Item 3.03. Material Modifications to Rights of Security Holders.
The information set forth under Item 5.03 of this Current Report on Form 8-K is incorporated herein by reference into this Item 3.03.
Item 5.03. Amendments to Articles of Incorporation or Bylaws; Change in Fiscal Year.
On July 28, 2025, ChargePoint Holdings, Inc., a Delaware corporation (the "Company"), effected a one-for-twenty (1:20) reverse stock split (the "Reverse Stock Split") of the Company's common stock, par value $0.0001 (the "Common Stock"). As previously disclosed, at the annual meeting of stockholders of the Company held on July 8, 2025, the stockholders of the Company approved an amendment to the Company's Second Amended and Restated Certificate of Incorporation (the "Amendment") to effect, at the discretion of the Company's Nominating and Corporate Governance Committee (the "NCG Committee"), a reverse stock split at a ratio in the range of one-for-two (1:2) to one-for-thirty (1:30), with such ratio to be subsequently determined in the discretion of the NCG Committee. Pursuant to such authority granted by the Company's stockholders, the NCG Committee approved the Reverse Stock Split and the filing of the Amendment to effectuate the Reverse Stock Split on July 9, 2025. Following such approval, the Company filed the Amendment with the Secretary of State of the State of Delaware on July 25, 2025, which became effective at 12:01 a.m. Eastern Time on July 28, 2025 (the "Effective Time").
The Reverse Stock Split affected all shares of Common Stock outstanding immediately prior to the Effective Time such that (i) the number of equity-based awards that remain available to be granted under the Company's equity incentive plans were decreased proportionately and proportionate adjustments made to the per share exercise price, share-based vesting criteria and the number of shares issuable upon the exercise of outstanding stock options, (ii) the number of shares owned upon vesting and settlement of restricted stock units and other equity-based awards were decreased proportionately, as applicable, (iii) the Company's outstanding warrants to purchase shares of the Common Stock were proportionately adjusted in accordance with the respective warrant agreements to reflect the Reverse Stock Split, including the number of shares purchasable upon exercise of such warrants and/or their exercise prices, and (iv) the conversion rate of the Company's convertible notes were proportionately adjusted in accordance with the indenture governing the convertible notes to reflect the Reverse Stock Split. The number of authorized shares of the Common Stock remained at 1,000,000,000 shares. No fractional shares will be issued in connection with the Reverse Stock Split, and any fractional shares resulting from the Reverse Stock Split were rounded down to the nearest whole share. Stockholders who otherwise would be entitled to receive fractional shares will receive a cash payment in lieu of such fractional shares.

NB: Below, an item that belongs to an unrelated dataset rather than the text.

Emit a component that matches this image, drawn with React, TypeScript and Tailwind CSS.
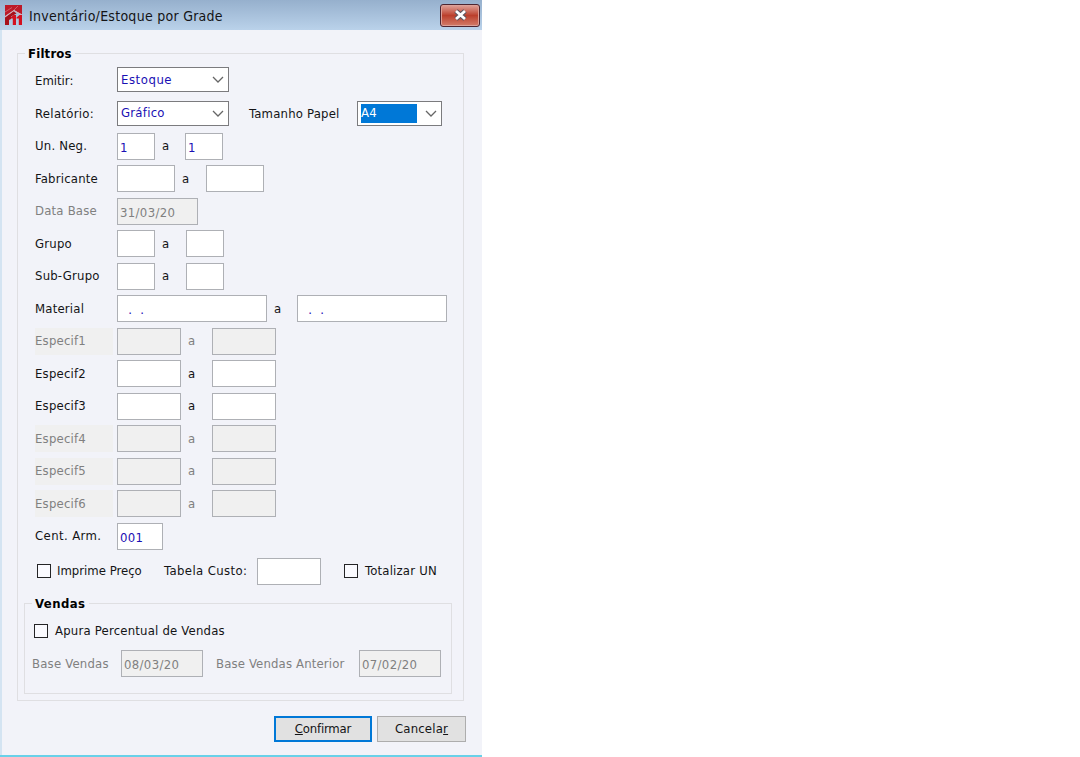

On July 28, 2025, the Common Stock began trading on the New York Stock Exchange on a split-adjusted basis under the existing symbol "CHPT", but the Common Stock has been assigned a new CUSIP number (15961R 303). The foregoing description is qualified in its entirety by the Amendment, which is attached as Exhibit 3.1 to this Current Report on Form 8-K and is incorporated herein by reference.